As you loosen the terminal screws on the R1 look through the wire holes and watch the internal clamp. Do this for the hot terminal first (see why below) and loosen the screw just to the point where the clamp clears the holes. If the screw comes all the way out it's a real pain to get it back in without cross threading.
The neutral terminal is more of a problem. The clamp will not completely clear the holes unless the screw is removed. I don't think this is just a one-off, since all five of my R1s had this problem. This isn't a problem with solid core wire, but the upc has stranded and it is a bit difficult to insert the wires. Here's what worked for me. Loosen the neutral screw about the same as the hot screw so as not to remove it; this should give enough clearance. Attach the neutral wires first. Then attach the ground. The ground wire has a ring terminal end so you'll need to remove the ground screw (it goes back in easily). Finally attach the hot wires.
One more thing. When twisting the strands into a bundle, twist just enough so that the wire is stiff enough to insert (with no loose strands). Twisting more will increase the diameter and make it harder to insert.
Hope this helps.
Jerry
"If the screw comes all the way out it's a real pain to get it back in without cross threading."
Had this very thing happen on an R1 and if the screw does seperate from the clamp, one can remove the back strap from the outlet, seperate the 2 halves of the outlet body and this then gives access to the screws/clamps which can be reassembled and then just reverse order to reassemble the outlet.
Keep in mind that the backstrap has a VERY snug fit around the 2 halves and one needs to draw back on either the top or the bottom of the strap to release it from the outlet molding depressions.
Cheers,
~kenster
Thanks kenster, that's good to know. There is a rivet (or so it appears) on the back which I assumed held the backstrap to the body, obviously not.

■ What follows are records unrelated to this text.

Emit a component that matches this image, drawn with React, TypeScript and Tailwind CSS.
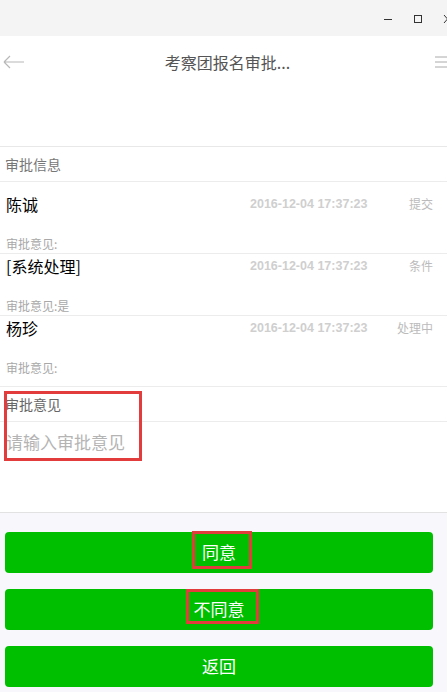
import React from "react";

const cjk = { fontFamily: '"Noto Sans CJK SC", "Liberation Sans", sans-serif' };

interface Record {
  name: string;
  time: string;
  status: string;
  opinion: string;
  top: string;
  bottom: string;
}

const records: Record[] = [
  { name: "陈诚", time: "2016-12-04 17:37:23", status: "提交", opinion: "审批意见:", top: "pt-[12px]", bottom: "pb-[2px]" },
  { name: "[系统处理]", time: "2016-12-04 17:37:23", status: "条件", opinion: "审批意见:是", top: "pt-[2px]", bottom: "pb-[2px]" },
  { name: "杨珍", time: "2016-12-04 17:37:23", status: "处理中", opinion: "审批意见:", top: "pt-[2px]", bottom: "pb-[11px]" },
];

function TitleBar() {
  return (
    <div className="h-[36px] bg-[#f4f4f4] flex items-center justify-end gap-[20px]">
      <svg width="10" height="10" viewBox="0 0 10 10" className="mt-[2px]">
        <line x1="1" y1="5.5" x2="9" y2="5.5" stroke="#333" strokeWidth="1" />
      </svg>
      <svg width="10" height="10" viewBox="0 0 10 10" className="mt-[2px]">
        <rect x="1.5" y="1.5" width="7" height="7" fill="none" stroke="#333" strokeWidth="1" />
      </svg>
      <svg width="4" height="10" viewBox="0 0 4 10" className="mt-[2px]">
        <line x1="1" y1="1" x2="8" y2="9" stroke="#333" strokeWidth="1" />
        <line x1="1" y1="9" x2="8" y2="1" stroke="#333" strokeWidth="1" />
      </svg>
    </div>
  );
}

function Header() {
  return (
    <div className="bg-white h-[111px] border-b border-[#e8e8e8]">
      <div className="h-[52px] flex items-center justify-between">
        <svg width="24" height="16" viewBox="0 0 24 16" className="ml-[2px]">
          <path d="M22 8H2M2 8L8 2M2 8L8 14" fill="none" stroke="#b8b8b8" strokeWidth="1.2" />
        </svg>
        <div className="text-[16px] text-[#555] pr-[6px]" style={cjk}>
          考察团报名审批...
        </div>
        <svg width="12" height="14" viewBox="0 0 12 14">
          <line x1="0" y1="2" x2="12" y2="2" stroke="#aaa" strokeWidth="1" />
          <line x1="0" y1="7" x2="12" y2="7" stroke="#aaa" strokeWidth="1" />
          <line x1="0" y1="12" x2="12" y2="12" stroke="#aaa" strokeWidth="1" />
        </svg>
      </div>
    </div>
  );
}

function RecordRow({ r }: { r: Record }) {
  return (
    <div className={`border-b border-[#ececec] ${r.top} ${r.bottom}`}>
      <div className="h-[20px] flex items-center">
        <div className="flex-1 pl-[6px] text-[16px] text-black" style={cjk}>
          {r.name}
        </div>
        <div
          className="text-[12.5px] font-bold text-[#cfcfcf] w-[118px]"
          style={{ fontFamily: '"Liberation Sans", Arial, sans-serif' }}
        >
          {r.time}
        </div>
        <div className="w-[79px] pr-[14px] text-right text-[12px] text-[#bbb]" style={cjk}>
          {r.status}
        </div>
      </div>
      <div className="mt-[23px] h-[14px] flex items-center pl-[6px] text-[12px] text-[#a8a8a8]" style={cjk}>
        {r.opinion}
      </div>
    </div>
  );
}

function GreenButton({ label, box }: { label: string; box?: "a" | "b" }) {
  return (
    <button className="relative h-[41px] ml-[5px] mr-[14px] rounded-[4px] bg-[#00bf00] text-white text-[17px] flex items-center justify-center" style={cjk}>
      <span className="-mt-[1px]">{label}</span>
      {box === "a" && (
        <span className="absolute left-[187px] top-[-1px] w-[60px] h-[38px] border-[3px] border-[#e23c3c]" />
      )}
      {box === "b" && (
        <span className="absolute left-[181px] top-[0px] w-[73px] h-[35px] border-[3px] border-[#e23c3c]" />
      )}
    </button>
  );
}

export default function App() {
  return (
    <div className="w-[447px] h-[692px] overflow-hidden bg-[#f8f8fc]" style={cjk}>
      <TitleBar />
      <Header />

      <div className="bg-white">
        <div className="h-[35px] flex items-center pl-[5px] text-[14px] text-[#777] border-b border-[#ececec]">
          审批信息
        </div>
        {records.map((r, i) => (
          <RecordRow key={i} r={r} />
        ))}

        <div className="relative border-b border-[#e2e2e2]">
          <div className="h-[35px] flex items-center pl-[5px] text-[14px] text-[#666] border-b border-[#ececec]">
            审批意见
          </div>
          <div className="h-[90px] pl-[6px] pt-[9px] text-[17px] leading-[22px] text-[#b4b4b4]">
            请输入审批意见
          </div>
          <span className="absolute left-[4px] top-[4px] w-[138px] h-[70px] border-[3px] border-[#e23c3c]" />
        </div>
      </div>

      <div className="flex flex-col gap-[16px] pt-[19px]">
        <GreenButton label="同意" box="a" />
        <GreenButton label="不同意" box="b" />
        <GreenButton label="返回" />
      </div>
    </div>
  );
}
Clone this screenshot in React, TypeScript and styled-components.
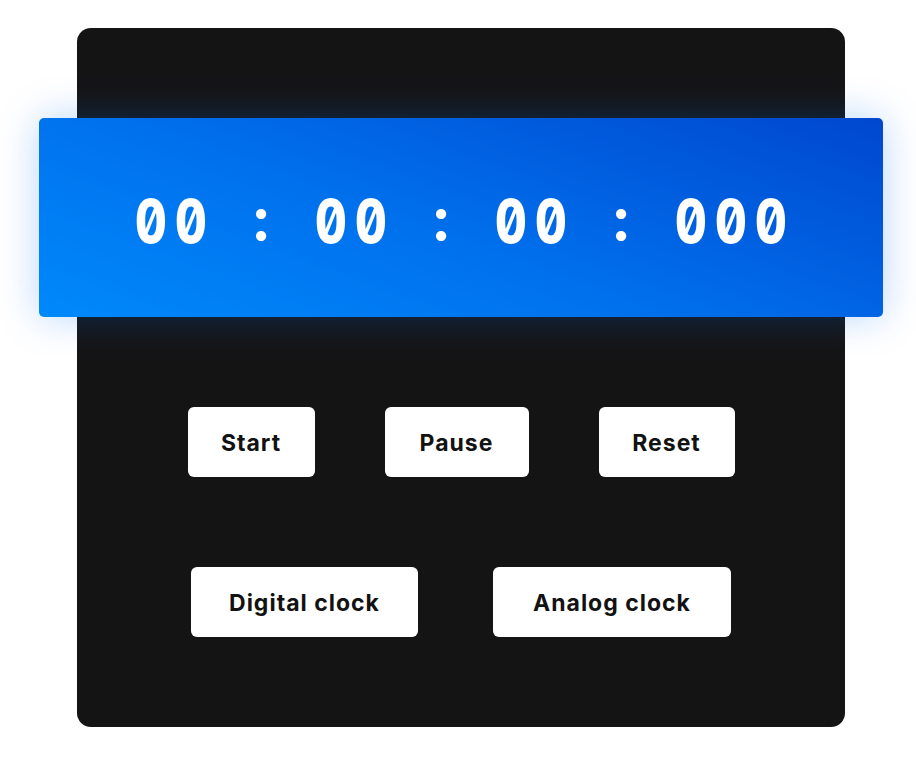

Three of my R1s came with screws loose in the box. I got them back in, but managed to cross thread one. I put two metal skewers (for trussing birds) in the wire holes to hold the clamp against the screw hole and was able to get the screw threaded properly again. However it's nice to know you can repair/replace an internal part and not the whole outlet.
Regards,
Jerry
"There is a rivet (or so it appears) on the back which I assumed held the backstrap to the body, obviously not."
All my Oyaides have a small Phillips screw securing the backstrap which screws into an elongated nut/standoff which holds the 2 halves together and also provides the screw hole for the outlet cover.
Funny, I also managed to get a clamp screw cross threaded as well but after disassembling the outlet, I put the clamp in a vise and was then able to get the clamp screw in straight :-)
Cheers
Thanks Guys for your informative posts. They were a great help!
I received the R1 yesterday and was able to install it in my UPC-200 as per Jerry's instructions and managed to resolve a cross threading problem by taking the outlet apart as per kenster's posts. Next step would be to replace the inlet on the UPC-200 as per Duster's earlier post.
Overall, I'll let my system burn in for a while before making an ultimate decision but initially it does seem that the R1 has all of the positive characteriscs that others have already noted on the Asylum!